» **What is required**:
Write the listing below out again exactly, dropping the images.

+++

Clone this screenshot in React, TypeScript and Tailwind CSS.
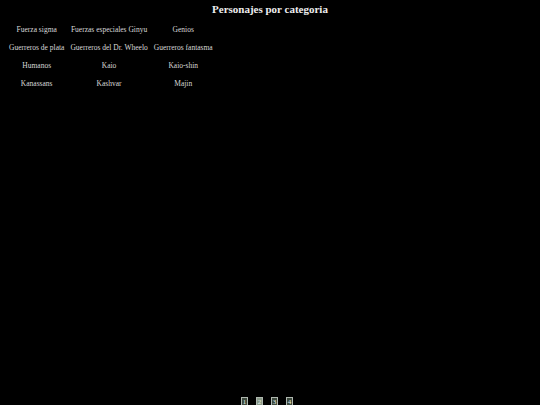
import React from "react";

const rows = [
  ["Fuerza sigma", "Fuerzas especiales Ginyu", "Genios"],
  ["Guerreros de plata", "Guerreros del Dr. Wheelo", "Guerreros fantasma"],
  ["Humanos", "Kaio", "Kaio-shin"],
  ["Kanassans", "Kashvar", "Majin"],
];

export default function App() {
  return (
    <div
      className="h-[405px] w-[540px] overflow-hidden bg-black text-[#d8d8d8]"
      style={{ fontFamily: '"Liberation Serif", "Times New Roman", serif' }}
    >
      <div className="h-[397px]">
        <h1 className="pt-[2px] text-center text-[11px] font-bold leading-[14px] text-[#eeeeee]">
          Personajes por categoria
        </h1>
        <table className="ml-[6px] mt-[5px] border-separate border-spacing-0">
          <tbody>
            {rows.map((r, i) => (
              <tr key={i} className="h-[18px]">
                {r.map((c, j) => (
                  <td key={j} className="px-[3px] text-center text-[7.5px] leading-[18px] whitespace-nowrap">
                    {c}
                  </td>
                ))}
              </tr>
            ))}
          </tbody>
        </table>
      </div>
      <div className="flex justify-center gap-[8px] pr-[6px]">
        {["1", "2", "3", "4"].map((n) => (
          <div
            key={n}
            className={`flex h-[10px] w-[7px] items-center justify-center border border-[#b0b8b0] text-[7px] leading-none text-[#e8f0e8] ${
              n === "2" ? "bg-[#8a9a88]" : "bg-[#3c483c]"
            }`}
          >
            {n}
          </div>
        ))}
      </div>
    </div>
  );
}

+++

» **Reply**:
Clone this screenshot in React, TypeScript and Tailwind CSS.
import React from "react";

const rows = [
  ["Fuerza sigma", "Fuerzas especiales Ginyu", "Genios"],
  ["Guerreros de plata", "Guerreros del Dr. Wheelo", "Guerreros fantasma"],
  ["Humanos", "Kaio", "Kaio-shin"],
  ["Kanassans", "Kashvar", "Majin"],
];

export default function App() {
  return (
    <div
      className="h-[405px] w-[540px] overflow-hidden bg-black text-[#d8d8d8]"
      style={{ fontFamily: '"Liberation Serif", "Times New Roman", serif' }}
    >
      <div className="h-[397px]">
        <h1 className="pt-[2px] text-center text-[11px] font-bold leading-[14px] text-[#eeeeee]">
          Personajes por categoria
        </h1>
        <table className="ml-[6px] mt-[5px] border-separate border-spacing-0">
          <tbody>
            {rows.map((r, i) => (
              <tr key={i} className="h-[18px]">
                {r.map((c, j) => (
                  <td key={j} className="px-[3px] text-center text-[7.5px] leading-[18px] whitespace-nowrap">
                    {c}
                  </td>
                ))}
              </tr>
            ))}
          </tbody>
        </table>
      </div>
      <div className="flex justify-center gap-[8px] pr-[6px]">
        {["1", "2", "3", "4"].map((n) => (
          <div
            key={n}
            className={`flex h-[10px] w-[7px] items-center justify-center border border-[#b0b8b0] text-[7px] leading-none text-[#e8f0e8] ${
              n === "2" ? "bg-[#8a9a88]" : "bg-[#3c483c]"
            }`}
          >
            {n}
          </div>
        ))}
      </div>
    </div>
  );
}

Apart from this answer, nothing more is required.